Com um elenco de qualidade, fartas referências da literatura e da história do cinema e ótimos recursos técnicos para recriar o universo gótico, era de se esperar que o talento de Del Toro fosse a cereja do bolo para uma combinação certeira. Infelizmente, o diretor erra a mão ao apostar sempre em sacadas previsíveis para a trama de “A colina escarlate”.

Por mais que queira prestar homenagem ao gênero terror, o mexicano parece ter esquecido que esse tipo de filme joga constantemente com o inesperado para gerar o impacto. Nele, a criação de expectativas de susto para o espectador deve ser muito bem dosada para surtir efeito, mesmo quando acontece exatamente aquilo que o público achava que ia acontecer.

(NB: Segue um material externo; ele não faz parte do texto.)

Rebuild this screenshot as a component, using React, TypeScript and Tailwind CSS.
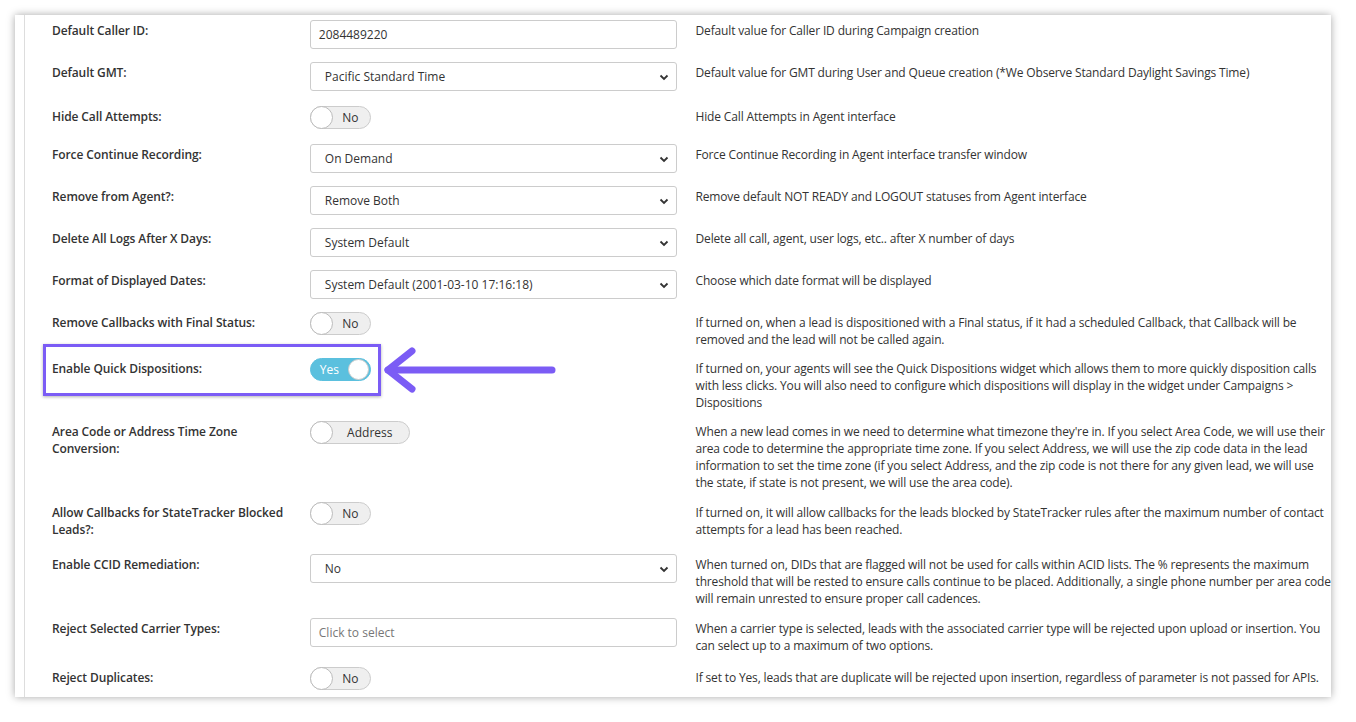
import React from "react";

const Chevron = () => (
  <svg width="12" height="12" viewBox="0 0 12 12" className="absolute right-[6px] top-[8px]">
    <path d="M2.5 4.5 L6 8 L9.5 4.5" fill="none" stroke="#333" strokeWidth="1.8" />
  </svg>
);

const Select = ({ v }: { v: string }) => (
  <div className="relative w-[367px] h-[29px] border border-[#ccc] rounded-[3px] bg-white pl-[14px] flex items-center text-[12px] text-[#333]">
    {v}
    <Chevron />
  </div>
);
const Input = ({ v, ph }: { v?: string; ph?: boolean }) => (
  <div className={`w-[367px] h-[29px] border border-[#ccc] rounded-[3px] bg-white pl-[8px] flex items-center text-[12px] ${ph ? "text-[#777]" : "text-[#333]"}`}>
    {v}
  </div>
);
const Toggle = ({ v, on, w = 61 }: { v: string; on?: boolean; w?: number }) =>
  on ? (
    <div className="h-[23px] rounded-full bg-[#5bc0de] border border-[#5bc0de] flex items-center justify-between pl-[9px] pr-[1px] text-white text-[12px]" style={{ width: w }}>
      Yes
      <div className="w-[21px] h-[21px] rounded-full bg-white border border-[#ccc]" />
    </div>
  ) : (
    <div className="h-[23px] rounded-full bg-[#efefef] border border-[#ccc] flex items-center pr-[2px] text-[#333] text-[12px]" style={{ width: w }}>
      <div className="w-[23px] h-[23px] -ml-[1px] rounded-full bg-white border border-[#bbb]" />
      <span className="flex-1 text-center">{v}</span>
    </div>
  );

type Row = { label: React.ReactNode; ctl: React.ReactNode; desc: React.ReactNode; h: number; tog?: boolean };

const rows: Row[] = [
  { label: "Default Caller ID:", ctl: <Input v="2084489220" />, desc: "Default value for Caller ID during Campaign creation", h: 42 },
  { label: "Default GMT:", ctl: <Select v="Pacific Standard Time" />, desc: "Default value for GMT during User and Queue creation (*We Observe Standard Daylight Savings Time)", h: 44 },
  { label: "Hide Call Attempts:", ctl: <Toggle v="No" />, desc: "Hide Call Attempts in Agent interface", h: 38, tog: true },
  { label: "Force Continue Recording:", ctl: <Select v="On Demand" />, desc: "Force Continue Recording in Agent interface transfer window", h: 42 },
  { label: "Remove from Agent?:", ctl: <Select v="Remove Both" />, desc: "Remove default NOT READY and LOGOUT statuses from Agent interface", h: 42 },
  { label: "Delete All Logs After X Days:", ctl: <Select v="System Default" />, desc: "Delete all call, agent, user logs, etc.. after X number of days", h: 42 },
  { label: "Format of Displayed Dates:", ctl: <Select v="System Default (2001-03-10 17:16:18)" />, desc: "Choose which date format will be displayed", h: 42 },
  { label: "Remove Callbacks with Final Status:", ctl: <Toggle v="No" />, desc: "If turned on, when a lead is dispositioned with a Final status, if it had a scheduled Callback, that Callback will be removed and the lead will not be called again.", h: 46, tog: true },
  { label: "Enable Quick Dispositions:", ctl: <Toggle v="Yes" on />, desc: "If turned on, your agents will see the Quick Dispositions widget which allows them to more quickly disposition calls with less clicks. You will also need to configure which dispositions will display in the widget under Campaigns > Dispositions", h: 63, tog: true },
  { label: <>Area Code or Address Time Zone<br />Conversion:</>, ctl: <Toggle v="Address" w={100} />, desc: "When a new lead comes in we need to determine what timezone they're in. If you select Area Code, we will use their area code to determine the appropriate time zone. If you select Address, we will use the zip code data in the lead information to set the time zone (if you select Address, and the zip code is not there for any given lead, we will use the state, if state is not present, we will use the area code).", h: 81, tog: true },
  { label: <>Allow Callbacks for StateTracker Blocked<br />Leads?:</>, ctl: <Toggle v="No" />, desc: "If turned on, it will allow callbacks for the leads blocked by StateTracker rules after the maximum number of contact attempts for a lead has been reached.", h: 52, tog: true },
  { label: "Enable CCID Remediation:", ctl: <Select v="No" />, desc: "When turned on, DIDs that are flagged will not be used for calls within ACID lists. The % represents the maximum threshold that will be rested to ensure calls continue to be placed. Additionally, a single phone number per area code will remain unrested to ensure proper call cadences.", h: 64 },
  { label: "Reject Selected Carrier Types:", ctl: <Input v="Click to select" ph />, desc: "When a carrier type is selected, leads with the associated carrier type will be rejected upon upload or insertion. You can select up to a maximum of two options.", h: 49 },
  { label: "Reject Duplicates:", ctl: <Toggle v="No" />, desc: "If set to Yes, leads that are duplicate will be rejected upon insertion, regardless of parameter is not passed for APIs.", h: 40, tog: true },
];

export default function App() {
  return (
    <div className="w-[1356px] h-[722px] bg-white overflow-hidden relative" style={{ fontFamily: '"Open Sans", sans-serif' }}>
      <div className="absolute left-[15px] top-[15px] w-[1316px] h-[682px] bg-white shadow-[0_0_8px_rgba(0,0,0,0.35)] overflow-hidden">
        <div className="ml-[9px] h-full border-l border-[#ddd] pt-[6px] pl-[27px]">
          {rows.map((r, i) => (
            <div key={i} className="flex items-start" style={{ height: r.h }}>
              <div className="w-[258px] text-[12px] font-semibold text-[#333] leading-[17px] tracking-[-0.1px] pt-[1px]">{r.label}</div>
              <div className="w-[386px] -mt-[1px]">{r.ctl}</div>
              <div className="w-[636px] text-[12px] text-[#333] leading-[17px] tracking-[-0.15px] pt-[1px]">{r.desc}</div>
            </div>
          ))}
        </div>
      </div>
      <div className="absolute left-[43px] top-[344px] w-[338px] h-[52px] border-[3px] border-[#7b5cf5] shadow-[0_1px_3px_rgba(0,0,0,0.3)]" />
      <svg className="absolute left-[380px] top-[345px]" width="185" height="50" viewBox="0 0 185 50">
        <path d="M8 25 L172 25" stroke="#7b5cf5" strokeWidth="7" strokeLinecap="round" />
        <path d="M32 6 L8 25 L32 44" fill="none" stroke="#7b5cf5" strokeWidth="7" strokeLinecap="round" strokeLinejoin="round" />
      </svg>
    </div>
  );
}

A brincadeira está em nunca saber quando a expectativa será cumprida.

O roteiro nada surpreendente de Del Toro e Matthew Robbins impede a todo o momento que “A colina escarlate” saia do campo do “filme bacana” para o campo do “filme memorável”. Essa escolha criativa faz com que mesmo personagens dinâmicos como o de Hiddleston percam impacto, gerando a sensação de que tudo aquilo que vê no filme já foi visto antes, só que de maneira mais bem executada, embora essa versão específica não seja de todo ruim. O que é quase o mesmo que dizer que se trata de um filme esquecível para muita gente.

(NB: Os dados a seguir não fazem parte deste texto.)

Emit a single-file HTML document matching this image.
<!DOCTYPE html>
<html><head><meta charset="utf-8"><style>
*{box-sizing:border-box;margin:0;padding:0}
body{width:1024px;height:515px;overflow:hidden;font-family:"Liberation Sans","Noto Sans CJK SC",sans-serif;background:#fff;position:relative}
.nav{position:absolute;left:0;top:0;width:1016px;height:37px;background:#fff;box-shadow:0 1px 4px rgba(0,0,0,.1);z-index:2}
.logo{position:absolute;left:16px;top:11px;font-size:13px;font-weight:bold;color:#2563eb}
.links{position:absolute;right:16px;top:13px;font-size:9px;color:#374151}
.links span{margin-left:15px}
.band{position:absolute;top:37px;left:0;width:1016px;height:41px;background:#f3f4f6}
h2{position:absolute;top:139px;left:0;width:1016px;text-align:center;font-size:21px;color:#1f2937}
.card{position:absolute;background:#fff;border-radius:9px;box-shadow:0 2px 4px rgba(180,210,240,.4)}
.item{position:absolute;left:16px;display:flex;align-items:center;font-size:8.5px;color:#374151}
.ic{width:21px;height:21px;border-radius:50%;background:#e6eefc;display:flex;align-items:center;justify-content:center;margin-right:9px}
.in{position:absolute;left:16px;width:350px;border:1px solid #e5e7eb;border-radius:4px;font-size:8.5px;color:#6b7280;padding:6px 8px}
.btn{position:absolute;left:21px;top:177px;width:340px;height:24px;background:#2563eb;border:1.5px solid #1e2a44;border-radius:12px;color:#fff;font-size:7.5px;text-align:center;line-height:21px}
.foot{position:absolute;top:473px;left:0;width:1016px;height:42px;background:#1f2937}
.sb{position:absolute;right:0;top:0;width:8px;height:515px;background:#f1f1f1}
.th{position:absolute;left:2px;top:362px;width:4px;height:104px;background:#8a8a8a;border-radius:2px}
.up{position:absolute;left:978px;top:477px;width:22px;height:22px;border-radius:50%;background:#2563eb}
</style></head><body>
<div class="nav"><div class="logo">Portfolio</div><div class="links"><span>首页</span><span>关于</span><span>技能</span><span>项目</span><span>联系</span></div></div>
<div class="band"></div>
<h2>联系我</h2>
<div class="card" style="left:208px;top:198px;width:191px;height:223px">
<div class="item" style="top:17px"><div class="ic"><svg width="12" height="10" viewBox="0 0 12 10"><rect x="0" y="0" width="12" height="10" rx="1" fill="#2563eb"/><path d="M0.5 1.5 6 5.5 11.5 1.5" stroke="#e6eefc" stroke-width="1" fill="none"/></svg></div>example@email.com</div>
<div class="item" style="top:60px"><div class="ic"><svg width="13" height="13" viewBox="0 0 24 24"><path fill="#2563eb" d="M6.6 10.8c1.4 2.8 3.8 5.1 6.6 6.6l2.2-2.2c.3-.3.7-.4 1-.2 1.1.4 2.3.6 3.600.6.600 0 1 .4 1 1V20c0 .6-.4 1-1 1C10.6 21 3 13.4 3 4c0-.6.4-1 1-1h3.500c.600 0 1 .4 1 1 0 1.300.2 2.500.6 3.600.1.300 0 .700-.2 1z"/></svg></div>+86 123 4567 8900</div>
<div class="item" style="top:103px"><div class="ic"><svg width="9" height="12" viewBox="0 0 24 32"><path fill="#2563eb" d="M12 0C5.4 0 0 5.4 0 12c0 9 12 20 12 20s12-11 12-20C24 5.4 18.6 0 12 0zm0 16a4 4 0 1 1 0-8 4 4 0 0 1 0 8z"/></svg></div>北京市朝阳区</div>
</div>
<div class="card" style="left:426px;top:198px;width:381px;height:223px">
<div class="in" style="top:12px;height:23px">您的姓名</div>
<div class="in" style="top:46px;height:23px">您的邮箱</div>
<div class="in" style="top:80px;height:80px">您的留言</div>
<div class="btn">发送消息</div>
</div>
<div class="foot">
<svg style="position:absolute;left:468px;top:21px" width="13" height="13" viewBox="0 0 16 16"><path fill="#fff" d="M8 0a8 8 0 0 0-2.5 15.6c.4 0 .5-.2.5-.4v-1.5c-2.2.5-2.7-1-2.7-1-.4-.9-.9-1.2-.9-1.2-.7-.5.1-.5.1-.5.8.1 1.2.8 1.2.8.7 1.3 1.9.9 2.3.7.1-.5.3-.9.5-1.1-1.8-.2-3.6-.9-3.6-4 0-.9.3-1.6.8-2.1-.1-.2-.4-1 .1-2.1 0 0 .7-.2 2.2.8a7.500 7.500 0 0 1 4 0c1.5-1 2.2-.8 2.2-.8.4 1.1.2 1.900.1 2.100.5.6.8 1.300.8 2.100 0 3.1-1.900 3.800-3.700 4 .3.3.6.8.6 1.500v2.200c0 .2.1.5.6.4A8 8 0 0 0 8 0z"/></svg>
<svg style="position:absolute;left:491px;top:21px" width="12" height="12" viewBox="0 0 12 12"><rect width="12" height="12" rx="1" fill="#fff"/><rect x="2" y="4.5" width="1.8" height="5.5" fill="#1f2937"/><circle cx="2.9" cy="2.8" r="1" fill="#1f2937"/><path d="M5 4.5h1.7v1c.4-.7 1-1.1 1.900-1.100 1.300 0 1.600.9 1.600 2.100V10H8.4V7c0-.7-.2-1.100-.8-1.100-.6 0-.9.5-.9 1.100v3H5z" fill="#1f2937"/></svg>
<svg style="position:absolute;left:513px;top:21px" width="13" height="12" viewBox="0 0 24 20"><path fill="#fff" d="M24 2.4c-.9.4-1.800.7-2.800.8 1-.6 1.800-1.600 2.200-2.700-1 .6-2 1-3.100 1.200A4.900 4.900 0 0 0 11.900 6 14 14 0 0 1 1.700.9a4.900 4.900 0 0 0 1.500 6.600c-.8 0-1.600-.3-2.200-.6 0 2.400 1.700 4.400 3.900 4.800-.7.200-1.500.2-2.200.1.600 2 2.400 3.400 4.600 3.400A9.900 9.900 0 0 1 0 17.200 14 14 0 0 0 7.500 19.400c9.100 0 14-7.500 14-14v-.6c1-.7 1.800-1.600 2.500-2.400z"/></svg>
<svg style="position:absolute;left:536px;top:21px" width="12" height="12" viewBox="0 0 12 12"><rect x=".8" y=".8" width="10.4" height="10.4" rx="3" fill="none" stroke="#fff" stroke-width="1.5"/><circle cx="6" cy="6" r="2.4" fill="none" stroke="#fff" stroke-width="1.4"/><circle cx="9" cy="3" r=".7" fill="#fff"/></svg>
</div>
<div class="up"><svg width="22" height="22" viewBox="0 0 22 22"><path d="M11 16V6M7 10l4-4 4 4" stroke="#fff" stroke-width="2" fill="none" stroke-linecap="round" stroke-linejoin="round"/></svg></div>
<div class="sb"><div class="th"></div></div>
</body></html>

O que nos leva de volta ao ponto apresentado no segundo parágrafo, lá no início desse texto, onde se lê que o filme é “irregular em termos de uma avaliação mais rigorosa”. Del Toro possui a capacidade singular de criar mundos inusitados e envolventes, como ele fez antes não só com “O labirinto do fauno”, mas também com “Hellboy” (2004) e “Círculo de fogo” (2003); logo, é mais que natural para a parcela do público de cinéfilos mais cricris e de admiradores do trabalho do mexicano esperar sua superação como artista. Não foi dessa vez. “A colina escarlate” não representa nenhum grande arranhão na carreira do diretor, e podemos aguardar com certa tranqüilidade do encaixe perfeito de forma e conteúdo, proposta e concepção.